• Your instructions: In your copy, include every line of the listing below exactly but none of the pictures.

-- Start of Raw data --

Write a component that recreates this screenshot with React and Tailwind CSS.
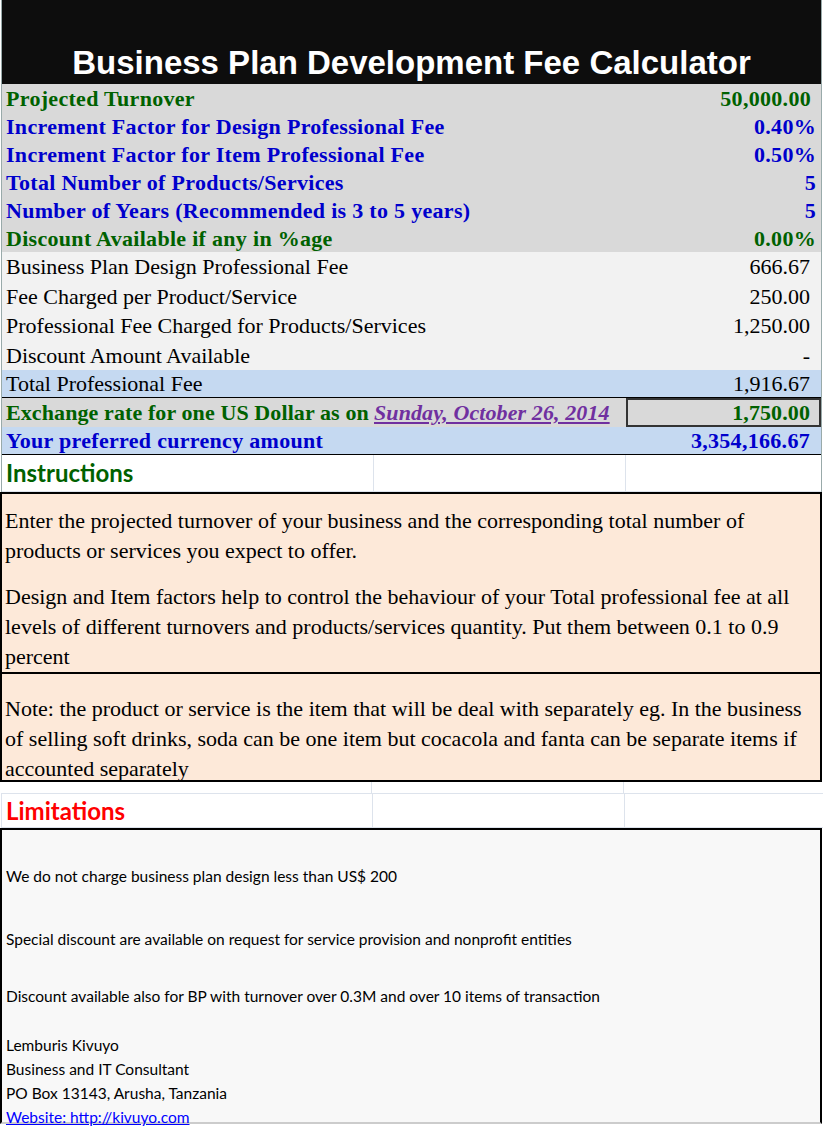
import React from "react";

const serif = { fontFamily: '"Liberation Serif", "Times New Roman", serif' };
const sans = { fontFamily: 'Lato, "Open Sans", sans-serif' };

const inputs = [
  ["Projected Turnover", "50,000.00", "text-[#006100]", "pr-[10px]"],
  ["Increment Factor for Design Professional Fee", "0.40%", "text-[#0000cc]", "pr-[5px]"],
  ["Increment Factor for Item Professional Fee", "0.50%", "text-[#0000cc]", "pr-[5px]"],
  ["Total Number of Products/Services", "5", "text-[#0000cc]", "pr-[5px]"],
  ["Number of Years (Recommended is 3 to 5 years)", "5", "text-[#0000cc]", "pr-[5px]"],
  ["Discount Available if any in %age", "0.00%", "text-[#006100]", "pr-[5px]"],
];

const results = [
  ["Business Plan Design Professional Fee", "666.67"],
  ["Fee Charged per Product/Service", "250.00"],
  ["Professional Fee Charged for Products/Services", "1,250.00"],
  ["Discount Amount Available", "-"],
];

export default function App() {
  return (
    <div className="w-[823px] h-[1129px] bg-white overflow-hidden" style={serif}>
      <div className="mx-[1px] border-x border-[#9aa] w-[821px]">
        <div className="bg-[#0d0d0d] h-[84px] flex items-end justify-center pb-[1px]">
          <h1 className="text-white font-bold text-[33px] leading-[40px]" style={{ fontFamily: '"Liberation Sans", Arial, sans-serif' }}>
            Business Plan Development Fee Calculator
          </h1>
        </div>
        <div className="bg-[#d9d9d9]">
          {inputs.map(([l, v, c, p]) => (
            <div key={l} className={`h-[28px] flex justify-between items-center pl-[4px] ${p} font-bold text-[22px] tracking-[0.3px] ${c}`}>
              <span>{l}</span>
              <span>{v}</span>
            </div>
          ))}
        </div>
        <div className="bg-[#f2f2f2]">
          {results.map(([l, v]) => (
            <div key={l} className="h-[29.5px] flex justify-between items-center pl-[4px] pr-[11px] text-[22px] text-black">
              <span>{l}</span>
              <span>{v}</span>
            </div>
          ))}
        </div>
        <div className="bg-[#c5d9f1] h-[28px] flex justify-between items-center pl-[4px] pr-[11px] text-[22px] border-b border-black">
          <span>Total Professional Fee</span>
          <span>1,916.67</span>
        </div>
        <div className="bg-[#d9d9d9] h-[29px] flex items-center font-bold text-[22px] tracking-[0.1px] text-[#006100]">
          <span className="pl-[4px] w-[372px] whitespace-nowrap">Exchange rate for one US Dollar as on</span>
          <span className="w-[252px] italic underline text-[#7030a0] whitespace-nowrap">Sunday, October 26, 2014</span>
          <span className="flex-1 h-full border-2 border-[#333] flex items-center justify-end pr-[9px]">1,750.00</span>
        </div>
        <div className="bg-[#c5d9f1] h-[28px] flex justify-between items-center pl-[4px] pr-[11px] font-bold text-[22px] tracking-[0.3px] text-[#0000cc] border-b border-black">
          <span>Your preferred currency amount</span>
          <span>3,354,166.67</span>
        </div>
        <div className="h-[37px] flex border-b border-[#dde3ec]">
          <div className="w-[372px] border-r border-[#dde3ec] pl-[4px] flex items-center text-[24px] font-bold text-[#006100]" style={sans}>Instructions</div>
          <div className="w-[252px] border-r border-[#dde3ec]" />
        </div>
      </div>
      <div className="bg-[#fde9d9] border-2 border-black w-[822px] h-[290px] text-[22px] leading-[30px] text-black flex flex-col">
        <div className="pl-[3px] pr-[4px] pt-[12px] h-[178px]">
          <p>Enter the projected turnover of your business and the corresponding total number of products or services you expect to offer.</p>
          <p className="mt-[16px]">Design and Item factors help to control the behaviour of your Total professional fee at all levels of different turnovers and products/services quantity. Put them between 0.1 to 0.9 percent</p>
        </div>
        <div className="border-t-2 border-black pl-[3px] pr-[4px] pt-[20px] flex-1">
          <p>Note: the product or service is the item that will be deal with separately eg. In the business of selling soft drinks, soda can be one item but cocacola and fanta can be separate items if accounted separately</p>
        </div>
      </div>
      <div className="h-[11px] flex ml-[1px]">
        <div className="w-[371px] border-r border-[#dde3ec]" />
        <div className="w-[252px] border-r border-[#dde3ec]" />
      </div>
      <div className="h-[35px] flex border-y border-[#dde3ec] border-l ml-[1px]">
        <div className="w-[371px] border-r border-[#dde3ec] pl-[4px] flex items-center text-[24px] font-bold text-[#ff0000]" style={sans}>Limitations</div>
        <div className="w-[252px] border-r border-[#dde3ec]" />
      </div>
      <div className="bg-[#f8f8f8] border-2 border-black border-b-[#ccc] w-[822px] h-[296px] pl-[4px] text-[15.5px] text-black" style={sans}>
        <p className="mt-[35px]">We do not charge business plan design less than US$ 200</p>
        <p className="mt-[40px]">Special discount are available on request for service provision and nonprofit entities</p>
        <p className="mt-[33px]">Discount available also for BP with turnover over 0.3M and over 10 items of transaction</p>
        <div className="mt-[25px] leading-[24px]">
          <p>Lemburis Kivuyo</p>
          <p>Business and IT Consultant</p>
          <p>PO Box 13143, Arusha, Tanzania</p>
          <p className="text-[#0000ff] underline">Website: http://kivuyo.com </p>
        </div>
      </div>
    </div>
  );
}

-- End of Raw data --

• Complete output:
Write a component that recreates this screenshot with React and Tailwind CSS.
import React from "react";

const serif = { fontFamily: '"Liberation Serif", "Times New Roman", serif' };
const sans = { fontFamily: 'Lato, "Open Sans", sans-serif' };

const inputs = [
  ["Projected Turnover", "50,000.00", "text-[#006100]", "pr-[10px]"],
  ["Increment Factor for Design Professional Fee", "0.40%", "text-[#0000cc]", "pr-[5px]"],
  ["Increment Factor for Item Professional Fee", "0.50%", "text-[#0000cc]", "pr-[5px]"],
  ["Total Number of Products/Services", "5", "text-[#0000cc]", "pr-[5px]"],
  ["Number of Years (Recommended is 3 to 5 years)", "5", "text-[#0000cc]", "pr-[5px]"],
  ["Discount Available if any in %age", "0.00%", "text-[#006100]", "pr-[5px]"],
];

const results = [
  ["Business Plan Design Professional Fee", "666.67"],
  ["Fee Charged per Product/Service", "250.00"],
  ["Professional Fee Charged for Products/Services", "1,250.00"],
  ["Discount Amount Available", "-"],
];

export default function App() {
  return (
    <div className="w-[823px] h-[1129px] bg-white overflow-hidden" style={serif}>
      <div className="mx-[1px] border-x border-[#9aa] w-[821px]">
        <div className="bg-[#0d0d0d] h-[84px] flex items-end justify-center pb-[1px]">
          <h1 className="text-white font-bold text-[33px] leading-[40px]" style={{ fontFamily: '"Liberation Sans", Arial, sans-serif' }}>
            Business Plan Development Fee Calculator
          </h1>
        </div>
        <div className="bg-[#d9d9d9]">
          {inputs.map(([l, v, c, p]) => (
            <div key={l} className={`h-[28px] flex justify-between items-center pl-[4px] ${p} font-bold text-[22px] tracking-[0.3px] ${c}`}>
              <span>{l}</span>
              <span>{v}</span>
            </div>
          ))}
        </div>
        <div className="bg-[#f2f2f2]">
          {results.map(([l, v]) => (
            <div key={l} className="h-[29.5px] flex justify-between items-center pl-[4px] pr-[11px] text-[22px] text-black">
              <span>{l}</span>
              <span>{v}</span>
            </div>
          ))}
        </div>
        <div className="bg-[#c5d9f1] h-[28px] flex justify-between items-center pl-[4px] pr-[11px] text-[22px] border-b border-black">
          <span>Total Professional Fee</span>
          <span>1,916.67</span>
        </div>
        <div className="bg-[#d9d9d9] h-[29px] flex items-center font-bold text-[22px] tracking-[0.1px] text-[#006100]">
          <span className="pl-[4px] w-[372px] whitespace-nowrap">Exchange rate for one US Dollar as on</span>
          <span className="w-[252px] italic underline text-[#7030a0] whitespace-nowrap">Sunday, October 26, 2014</span>
          <span className="flex-1 h-full border-2 border-[#333] flex items-center justify-end pr-[9px]">1,750.00</span>
        </div>
        <div className="bg-[#c5d9f1] h-[28px] flex justify-between items-center pl-[4px] pr-[11px] font-bold text-[22px] tracking-[0.3px] text-[#0000cc] border-b border-black">
          <span>Your preferred currency amount</span>
          <span>3,354,166.67</span>
        </div>
        <div className="h-[37px] flex border-b border-[#dde3ec]">
          <div className="w-[372px] border-r border-[#dde3ec] pl-[4px] flex items-center text-[24px] font-bold text-[#006100]" style={sans}>Instructions</div>
          <div className="w-[252px] border-r border-[#dde3ec]" />
        </div>
      </div>
      <div className="bg-[#fde9d9] border-2 border-black w-[822px] h-[290px] text-[22px] leading-[30px] text-black flex flex-col">
        <div className="pl-[3px] pr-[4px] pt-[12px] h-[178px]">
          <p>Enter the projected turnover of your business and the corresponding total number of products or services you expect to offer.</p>
          <p className="mt-[16px]">Design and Item factors help to control the behaviour of your Total professional fee at all levels of different turnovers and products/services quantity. Put them between 0.1 to 0.9 percent</p>
        </div>
        <div className="border-t-2 border-black pl-[3px] pr-[4px] pt-[20px] flex-1">
          <p>Note: the product or service is the item that will be deal with separately eg. In the business of selling soft drinks, soda can be one item but cocacola and fanta can be separate items if accounted separately</p>
        </div>
      </div>
      <div className="h-[11px] flex ml-[1px]">
        <div className="w-[371px] border-r border-[#dde3ec]" />
        <div className="w-[252px] border-r border-[#dde3ec]" />
      </div>
      <div className="h-[35px] flex border-y border-[#dde3ec] border-l ml-[1px]">
        <div className="w-[371px] border-r border-[#dde3ec] pl-[4px] flex items-center text-[24px] font-bold text-[#ff0000]" style={sans}>Limitations</div>
        <div className="w-[252px] border-r border-[#dde3ec]" />
      </div>
      <div className="bg-[#f8f8f8] border-2 border-black border-b-[#ccc] w-[822px] h-[296px] pl-[4px] text-[15.5px] text-black" style={sans}>
        <p className="mt-[35px]">We do not charge business plan design less than US$ 200</p>
        <p className="mt-[40px]">Special discount are available on request for service provision and nonprofit entities</p>
        <p className="mt-[33px]">Discount available also for BP with turnover over 0.3M and over 10 items of transaction</p>
        <div className="mt-[25px] leading-[24px]">
          <p>Lemburis Kivuyo</p>
          <p>Business and IT Consultant</p>
          <p>PO Box 13143, Arusha, Tanzania</p>
          <p className="text-[#0000ff] underline">Website: http://kivuyo.com </p>
        </div>
      </div>
    </div>
  );
}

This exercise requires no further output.